- The request:
Transcribe the material exactly. Images do not belong in the copy.

- Supplied data:
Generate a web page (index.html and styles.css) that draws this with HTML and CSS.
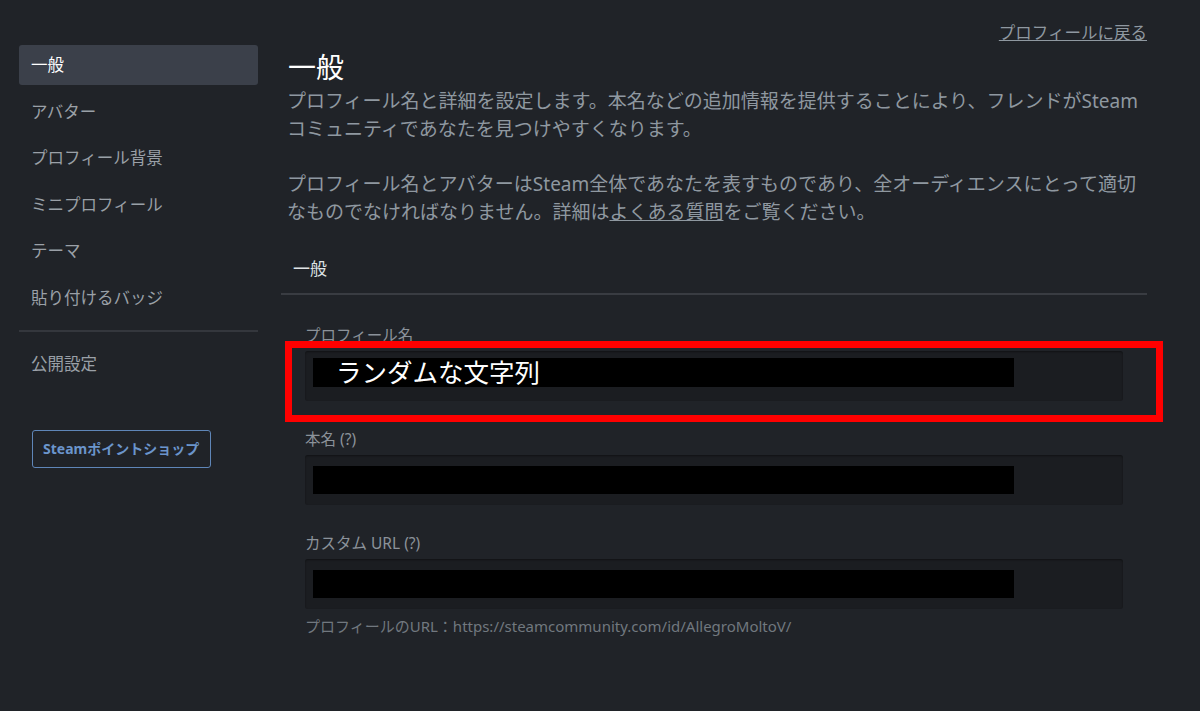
FILE: index.html
```html
<!DOCTYPE html>
<html lang="ja">
<head>
    <meta charset="UTF-8">
    <meta name="viewport" content="width=device-width, initial-scale=1.0">
    <title>プロフィールを編集</title>
    <link rel="stylesheet" href="styles.css">
</head>
<body>
    <div class="page">
        <!-- 左メニュー -->
        <div class="sidebar">
            <div class="nav-item active">一般</div>
            <div class="nav-item">アバター</div>
            <div class="nav-item">プロフィール背景</div>
            <div class="nav-item">ミニプロフィール</div>
            <div class="nav-item">テーマ</div>
            <div class="nav-item">貼り付けるバッジ</div>
            <div class="nav-divider"></div>
            <div class="nav-item privacy">公開設定</div>
            <a class="shop-button" href="#">Steamポイントショップ</a>
        </div>

        <!-- 本体 -->
        <div class="main">
            <div class="back-row">
                <a class="back-link" href="#">プロフィールに戻る</a>
            </div>
            <h1 class="page-title">一般</h1>
            <p class="desc">プロフィール名と詳細を設定します。本名などの追加情報を提供することにより、フレンドがSteamコミュニティであなたを見つけやすくなります。</p>
            <p class="desc">プロフィール名とアバターはSteam全体であなたを表すものであり、全オーディエンスにとって適切なものでなければなりません。詳細は<a href="#">よくある質問</a>をご覧ください。</p>

            <div class="section-head">一般</div>

            <div class="fields">
                <div class="field">
                    <div class="field-label">プロフィール名</div>
                    <div class="input highlighted">
                        <div class="redact first"><span class="redact-text">ランダムな文字列</span></div>
                        <div class="mark"></div>
                    </div>
                </div>
                <div class="field">
                    <div class="field-label">本名 (?)</div>
                    <div class="input">
                        <div class="redact"></div>
                    </div>
                </div>
                <div class="field last">
                    <div class="field-label">カスタム URL (?)</div>
                    <div class="input">
                        <div class="redact"></div>
                    </div>
                    <div class="url-note">プロフィールのURL：https://steamcommunity.com/id/AllegroMoltoV/</div>
                </div>
            </div>
        </div>
    </div>
</body>
</html>
```

FILE: styles.css
```css
body {
    margin: 0;
    background: #202328;
    font-family: "Noto Sans", "Noto Sans CJK JP", sans-serif;
    color: #8f98a0;
}
.page {
    display: flex;
    height: 711px;
}

/* 左メニュー */
.sidebar {
    width: 239px;
    margin-left: 19px;
    padding-top: 45px;
    display: flex;
    flex-direction: column;
    gap: 6.5px;
}
.nav-item {
    height: 40px;
    line-height: 40px;
    padding-left: 12px;
    font-size: 16.5px;
    color: #9aa0a7;
    border-radius: 3px;
}
.nav-item.active {
    background: #3b404a;
    color: #ffffff;
}
.nav-divider {
    height: 2px;
    background: #34373d;
    margin-top: 6px;
}
.nav-item.privacy {
    margin-top: 5px;
}
.shop-button {
    align-self: flex-start;
    margin: 40px 0 0 13px;
    height: 36px;
    line-height: 36px;
    padding: 0 11px 0 10px;
    border: 1px solid #5f86b8;
    border-radius: 3px;
    color: #6b95cc;
    font-size: 14px;
    font-weight: bold;
    text-decoration: none;
}

/* 本体 */
.main {
    width: 866px;
    margin-left: 23px;
    padding-top: 22px;
}
.back-row {
    text-align: right;
    height: 22px;
    line-height: 22px;
}
.back-link {
    font-size: 16.5px;
    color: #8f98a0;
}
.page-title {
    margin: 5px 0 0 7px;
    font-size: 28px;
    font-weight: normal;
    line-height: 36px;
    color: #ffffff;
}
.desc {
    margin: 2px 0 27px 6px;
    font-size: 19px;
    line-height: 28px;
    width: 860px;
}
.desc a {
    color: #8f98a0;
}
.section-head {
    margin-top: 31px;
    padding: 0 0 12px 12px;
    font-size: 17px;
    line-height: 24px;
    color: #dfe3e6;
    border-bottom: 2px solid #393c42;
}

.fields {
    padding: 30px 24px 0 24px;
}
.field {
    margin-bottom: 28px;
}
.field.last {
    margin-bottom: 0;
}
.field-label {
    font-size: 15.5px;
    line-height: 20px;
    color: #8b929a;
    margin-bottom: 6px;
}
.input {
    position: relative;
    height: 50px;
    background: #1b1d21;
    border-radius: 3px;
    box-shadow: inset 0 1px 2px rgba(0, 0, 0, 0.4);
    padding: 11px 0 0 8px;
    box-sizing: border-box;
}
.input.highlighted {
    padding-top: 7px;
}
.redact {
    width: 701px;
    height: 28px;
    background: #000000;
}
.redact.first {
    height: 29px;
}
.redact-text {
    display: block;
    padding-left: 23px;
    font-size: 25.5px;
    line-height: 29px;
    color: #ffffff;
}

/* 注釈の赤枠 */
.mark {
    position: absolute;
    left: -20px;
    top: -10px;
    right: -40px;
    bottom: -21px;
    border: 7px solid #ff0000;
}
.url-note {
    margin-top: 8px;
    font-size: 15px;
    line-height: 18px;
    color: #71787f;
}
```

- The solution:
Generate a web page (index.html and styles.css) that draws this with HTML and CSS.
FILE: index.html
```html
<!DOCTYPE html>
<html lang="ja">
<head>
    <meta charset="UTF-8">
    <meta name="viewport" content="width=device-width, initial-scale=1.0">
    <title>プロフィールを編集</title>
    <link rel="stylesheet" href="styles.css">
</head>
<body>
    <div class="page">
        <!-- 左メニュー -->
        <div class="sidebar">
            <div class="nav-item active">一般</div>
            <div class="nav-item">アバター</div>
            <div class="nav-item">プロフィール背景</div>
            <div class="nav-item">ミニプロフィール</div>
            <div class="nav-item">テーマ</div>
            <div class="nav-item">貼り付けるバッジ</div>
            <div class="nav-divider"></div>
            <div class="nav-item privacy">公開設定</div>
            <a class="shop-button" href="#">Steamポイントショップ</a>
        </div>

        <!-- 本体 -->
        <div class="main">
            <div class="back-row">
                <a class="back-link" href="#">プロフィールに戻る</a>
            </div>
            <h1 class="page-title">一般</h1>
            <p class="desc">プロフィール名と詳細を設定します。本名などの追加情報を提供することにより、フレンドがSteamコミュニティであなたを見つけやすくなります。</p>
            <p class="desc">プロフィール名とアバターはSteam全体であなたを表すものであり、全オーディエンスにとって適切なものでなければなりません。詳細は<a href="#">よくある質問</a>をご覧ください。</p>

            <div class="section-head">一般</div>

            <div class="fields">
                <div class="field">
                    <div class="field-label">プロフィール名</div>
                    <div class="input highlighted">
                        <div class="redact first"><span class="redact-text">ランダムな文字列</span></div>
                        <div class="mark"></div>
                    </div>
                </div>
                <div class="field">
                    <div class="field-label">本名 (?)</div>
                    <div class="input">
                        <div class="redact"></div>
                    </div>
                </div>
                <div class="field last">
                    <div class="field-label">カスタム URL (?)</div>
                    <div class="input">
                        <div class="redact"></div>
                    </div>
                    <div class="url-note">プロフィールのURL：https://steamcommunity.com/id/AllegroMoltoV/</div>
                </div>
            </div>
        </div>
    </div>
</body>
</html>
```

FILE: styles.css
```css
body {
    margin: 0;
    background: #202328;
    font-family: "Noto Sans", "Noto Sans CJK JP", sans-serif;
    color: #8f98a0;
}
.page {
    display: flex;
    height: 711px;
}

/* 左メニュー */
.sidebar {
    width: 239px;
    margin-left: 19px;
    padding-top: 45px;
    display: flex;
    flex-direction: column;
    gap: 6.5px;
}
.nav-item {
    height: 40px;
    line-height: 40px;
    padding-left: 12px;
    font-size: 16.5px;
    color: #9aa0a7;
    border-radius: 3px;
}
.nav-item.active {
    background: #3b404a;
    color: #ffffff;
}
.nav-divider {
    height: 2px;
    background: #34373d;
    margin-top: 6px;
}
.nav-item.privacy {
    margin-top: 5px;
}
.shop-button {
    align-self: flex-start;
    margin: 40px 0 0 13px;
    height: 36px;
    line-height: 36px;
    padding: 0 11px 0 10px;
    border: 1px solid #5f86b8;
    border-radius: 3px;
    color: #6b95cc;
    font-size: 14px;
    font-weight: bold;
    text-decoration: none;
}

/* 本体 */
.main {
    width: 866px;
    margin-left: 23px;
    padding-top: 22px;
}
.back-row {
    text-align: right;
    height: 22px;
    line-height: 22px;
}
.back-link {
    font-size: 16.5px;
    color: #8f98a0;
}
.page-title {
    margin: 5px 0 0 7px;
    font-size: 28px;
    font-weight: normal;
    line-height: 36px;
    color: #ffffff;
}
.desc {
    margin: 2px 0 27px 6px;
    font-size: 19px;
    line-height: 28px;
    width: 860px;
}
.desc a {
    color: #8f98a0;
}
.section-head {
    margin-top: 31px;
    padding: 0 0 12px 12px;
    font-size: 17px;
    line-height: 24px;
    color: #dfe3e6;
    border-bottom: 2px solid #393c42;
}

.fields {
    padding: 30px 24px 0 24px;
}
.field {
    margin-bottom: 28px;
}
.field.last {
    margin-bottom: 0;
}
.field-label {
    font-size: 15.5px;
    line-height: 20px;
    color: #8b929a;
    margin-bottom: 6px;
}
.input {
    position: relative;
    height: 50px;
    background: #1b1d21;
    border-radius: 3px;
    box-shadow: inset 0 1px 2px rgba(0, 0, 0, 0.4);
    padding: 11px 0 0 8px;
    box-sizing: border-box;
}
.input.highlighted {
    padding-top: 7px;
}
.redact {
    width: 701px;
    height: 28px;
    background: #000000;
}
.redact.first {
    height: 29px;
}
.redact-text {
    display: block;
    padding-left: 23px;
    font-size: 25.5px;
    line-height: 29px;
    color: #ffffff;
}

/* 注釈の赤枠 */
.mark {
    position: absolute;
    left: -20px;
    top: -10px;
    right: -40px;
    bottom: -21px;
    border: 7px solid #ff0000;
}
.url-note {
    margin-top: 8px;
    font-size: 15px;
    line-height: 18px;
    color: #71787f;
}
```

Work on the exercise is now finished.